Wondering what had caused such a reaction, Mrs A was a tad uneasy as to what the doctor might have seen. She decided not to ask and thought perhaps he was just a smidgen eccentric and possibly she'd ask the nurse after the doctor had gone. She didn't have to ask however, because when she rose to get dressed, pulling on her knickers, Mrs A was shocked to see the gusset full of glitter particles. Blushing profusely, she realised that in her rush to deodorize she had unwittingly decorated her pubic hairdo with a layer of glitter spray that her daughter used when she dressed up to go nightclubbing. Mortified with shame, Mrs A finished dressing and left the surgery at the speed of light, leaving all and sundry behind her in her wake. Clearly, she reasoned, the doctor thought she was either demented, or on the make for dolling up her nether regions especially for the examination.
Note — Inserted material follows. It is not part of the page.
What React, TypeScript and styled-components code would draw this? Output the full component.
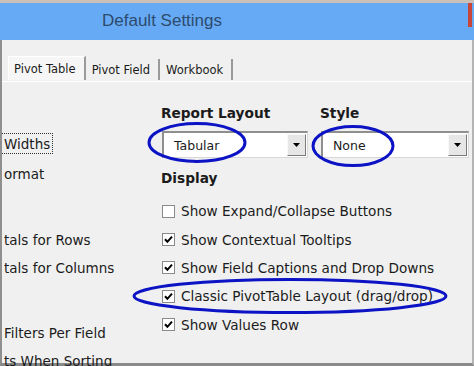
import React from 'react';
import styled, { createGlobalStyle } from 'styled-components';

const GlobalStyle = createGlobalStyle`
  html, body {
    margin: 0;
    padding: 0;
    background: #f0f0f0;
  }
`;

const Window = styled.div`
  position: relative;
  width: 474px;
  height: 366px;
  overflow: hidden;
  display: flex;
  flex-direction: column;
  background: #f0f0f0;
  font-family: "DejaVu Sans", Tahoma, sans-serif;
  color: #1b1b1b;
`;

const TopStrip = styled.div`
  height: 3px;
  background: #c9c1b8;
`;

const TitleBar = styled.div`
  height: 37px;
  display: flex;
  align-items: center;
  padding-left: 102px;
  background: #66aaf5;
  position: relative;
`;

const Title = styled.div`
  font-family: "Liberation Sans", Arial, sans-serif;
  font-size: 17px;
  color: #2d4a6d;
  margin-top: -2px;
`;

// close button sliver at the right edge of the title bar
const CloseSliver = styled.div`
  position: absolute;
  right: 2px;
  top: 0;
  width: 4px;
  height: 24px;
  background: #c9453a;
`;

const Frame = styled.div`
  flex: 1;
  display: flex;
  flex-direction: column;
  border-left: 2px solid #8f8f8f;
  border-right: 2px solid #b4b4b4;
  border-bottom: 3px solid #8a8a8a;
  min-height: 0;
`;

const TabBar = styled.div`
  display: flex;
  align-items: flex-end;
  height: 42px;
  padding-left: 6px;
  border-bottom: 1px solid #ffffff;
  box-sizing: border-box;
`;

const Tab = styled.div<{ $active?: boolean }>`
  height: ${(p) => (p.$active ? 24 : 21)}px;
  display: flex;
  align-items: center;
  padding: 0 8px 0 ${(p) => (p.$active ? 5 : 6)}px;
  font-family: Tahoma, "DejaVu Sans", sans-serif;
  font-size: 11.5px;
  background: ${(p) => (p.$active ? '#f6f6f6' : '#f0f0f0')};
  border-left: ${(p) => (p.$active ? '1px solid #ffffff' : 'none')};
  border-top: ${(p) => (p.$active ? '1px solid #ffffff' : 'none')};
  border-right: 2px solid #9a9a9a;
  margin-bottom: 1px;
  box-sizing: border-box;
`;

const Content = styled.div`
  flex: 1;
  display: grid;
  grid-template-columns: 158px 1fr;
  min-height: 0;
`;

const LeftColumn = styled.div`
  display: flex;
  flex-direction: column;
`;

const LeftItem = styled.div<{ $space: number; $focused?: boolean }>`
  margin-top: ${(p) => p.$space}px;
  height: 21px;
  display: flex;
  align-items: center;
  align-self: flex-start;
  padding: 0 2px 0 2px;
  font-size: 13.5px;
  white-space: nowrap;
  box-sizing: border-box;
  border: 1px dotted ${(p) => (p.$focused ? '#333' : 'transparent')};
  border-left: none;
`;

const RightColumn = styled.div`
  display: flex;
  flex-direction: column;
  padding-top: 23px;
  padding-right: 3px;
`;

const SelectRow = styled.div`
  display: grid;
  grid-template-columns: 158px 1fr;
  row-gap: 9px;
`;

const Heading = styled.div<{ $indent?: number }>`
  font-weight: bold;
  font-size: 13.7px;
  line-height: 17px;
  padding-left: ${(p) => p.$indent ?? 1}px;
  white-space: nowrap;
`;

const Select = styled.div<{ $indent: number; $right: number }>`
  margin-left: ${(p) => p.$indent}px;
  margin-right: ${(p) => p.$right}px;
  height: 27px;
  display: flex;
  align-items: stretch;
  background: #ffffff;
  border-top: 2px solid #8f8f8f;
  border-left: 2px solid #8f8f8f;
  border-right: 1px solid #d8d8d8;
  border-bottom: 1px solid #d8d8d8;
  box-sizing: border-box;
`;

const SelectValue = styled.div`
  flex: 1;
  display: flex;
  align-items: center;
  padding-left: 10px;
  font-family: Tahoma, "DejaVu Sans", sans-serif;
  font-size: 12.5px;
`;

const ArrowButton = styled.div`
  width: 17px;
  margin: 1px;
  display: flex;
  align-items: center;
  justify-content: center;
  background: #e6e6e6;
  border-left: 1px solid #f8f8f8;
  border-top: 1px solid #f8f8f8;
  border-right: 1px solid #7a7a7a;
  border-bottom: 1px solid #7a7a7a;
`;

const SectionHeading = styled(Heading)<{ $space: number }>`
  margin-top: ${(p) => p.$space}px;
`;

const CheckList = styled.div`
  display: flex;
  flex-direction: column;
  margin-top: 10px;
`;

const CheckRow = styled.div`
  height: 28.4px;
  display: flex;
  align-items: center;
  gap: 6px;
  padding-left: 2px;
  font-size: 13.6px;
  white-space: nowrap;
`;

const Box = styled.span`
  width: 13px;
  height: 13px;
  box-sizing: border-box;
  border: 1px solid #8a8a8a;
  background: #ffffff;
  display: flex;
  align-items: center;
  justify-content: center;
  flex: none;
`;

const Annotations = styled.svg`
  position: absolute;
  inset: 0;
  pointer-events: none;
`;

const Arrow = () => (
  <svg width="7" height="4" viewBox="0 0 7 4">
    <path d="M0 0h7L3.5 4z" fill="#000" />
  </svg>
);

const Check = ({ on }: { on: boolean }) => (
  <Box>
    {on && (
      <svg width="9" height="9" viewBox="0 0 9 9">
        <path d="M1 4.2l2.4 2.6L8 1.6" stroke="#000" strokeWidth="2" fill="none" />
      </svg>
    )}
  </Box>
);

const leftItems = [
  { text: 'Widths', space: 51, focused: true },
  { text: 'ormat', space: 9 },
  { text: 'tals for Rows', space: 45 },
  { text: 'tals for Columns', space: 7 },
  { text: 'Filters Per Field', space: 44 },
  { text: 'ts When Sorting', space: 7 },
];

const checks = [
  { label: 'Show Expand/Collapse Buttons', on: false },
  { label: 'Show Contextual Tooltips', on: true },
  { label: 'Show Field Captions and Drop Downs', on: true },
  { label: 'Classic PivotTable Layout (drag/drop)', on: true },
  { label: 'Show Values Row', on: true },
];

export default function App() {
  return (
    <>
      <GlobalStyle />
      <Window>
        <TopStrip />
        <TitleBar>
          <Title>Default Settings</Title>
          <CloseSliver />
        </TitleBar>
        <Frame>
          <TabBar>
            <Tab $active>Pivot Table</Tab>
            <Tab>Pivot Field</Tab>
            <Tab>Workbook</Tab>
          </TabBar>
          <Content>
            <LeftColumn>
              {leftItems.map((it) => (
                <LeftItem key={it.text} $space={it.space} $focused={it.focused}>
                  {it.text}
                </LeftItem>
              ))}
            </LeftColumn>
            <RightColumn>
              <SelectRow>
                <Heading>Report Layout</Heading>
                <Heading $indent={2}>Style</Heading>
                <Select $indent={2} $right={10}>
                  <SelectValue>Tabular</SelectValue>
                  <ArrowButton>
                    <Arrow />
                  </ArrowButton>
                </Select>
                <Select $indent={3} $right={0}>
                  <SelectValue>None</SelectValue>
                  <ArrowButton>
                    <Arrow />
                  </ArrowButton>
                </Select>
              </SelectRow>
              <SectionHeading $space={12}>Display</SectionHeading>
              <CheckList>
                {checks.map((c) => (
                  <CheckRow key={c.label}>
                    <Check on={c.on} />
                    {c.label}
                  </CheckRow>
                ))}
              </CheckList>
              <SectionHeading $space={24}>Data</SectionHeading>
            </RightColumn>
          </Content>
        </Frame>
        <Annotations width="474" height="366" viewBox="0 0 474 366">
          <ellipse cx="197" cy="142.5" rx="48" ry="19" fill="none" stroke="#0b13c4" strokeWidth="3" />
          <ellipse cx="353" cy="146" rx="40" ry="19.5" fill="none" stroke="#0b13c4" strokeWidth="3" />
          <ellipse cx="290" cy="296" rx="156" ry="16.5" fill="none" stroke="#0b13c4" strokeWidth="3" />
        </Annotations>
      </Window>
    </>
  );
}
Jokes aside though, a young celebrity mother, Jade Goody, is now terminally ill from widespread secondary cancers that eminated from a cervical cancer that went untreated. News reports say this is because she ignored repeated letters requesting her to return to the surgery for further tests and treatment. There but for the grace of God go many others for it is so easy to say manyana, manyana. She now has weeks to live. She has been the subject of much press coverage and whether it is morally right to cover every detail of her deterioration. Whatever the rights or wrongs of that situation, and you may have an opinion on it, she is dying and will be leaving behind two young sons. Her rationale for living out her death in the public eye is to secure as much money for her sons' future. Her childhood with an addict mother had been tragic by all accounts but she seems determined to be a loving mother and give her children the choices and education she was never granted; as a Big Brother contestant she was vilified by the press for a lack of education but now that she is dying she is a hero to them - oh hail the fickle press and public. I am not a fan of reality television shows or celebrity where people are famous for being famous, and Jade falls into this category. Tragically though, she has transcended that moniker and through her celebrity, done something truly magnificent. It seems God had much bigger plans for this young woman. The general consensus by those in the know, is that many more women are clamouring to their surgeries to have a smear test done. Opinion on the constant coverage of her death has polarised the population into two camps, those who support her, those who condemn her and leave some astonishingly cruel comments on the newspaper online message boards. I am pragmatic about both viewpoints. I believe in live and let live but perhaps now I believe in die and let die. What harm does it do to let her die and the story to be told in a manner of her chosing? I wouldn't want it for me, but I defend the right of a dying woman to have the choice. Perhaps it's a small price to pay for the good she is doing.
I am deeply moved by her plight and I admit, that it is instrumental in goading me into finally making that long overdue appointment. I, like many others, may just be very glad that we did and for that, Jade Goody's legacy is something much bigger, much more important and much more enduring than fifteen minutes of fame on a reality show. The nature of her death, how it came about and the message it conveys to women of all ages, backgrounds, creeds and cultures may just be a gift of life from an unfortunate young woman who's life ended prematurely and so publicly.
I don't want to watch her die anymore than I would want to watch anyone else die. I want privacy and dignity for her in her painful and heartbreaking journey. But it is her life and her death, and her decision. I have an off button if I don't care to rubberneck at her last moments on earth.
May the road rise up to meet you Jade Goody......and whilst I'm at it, my heartfelt thanks.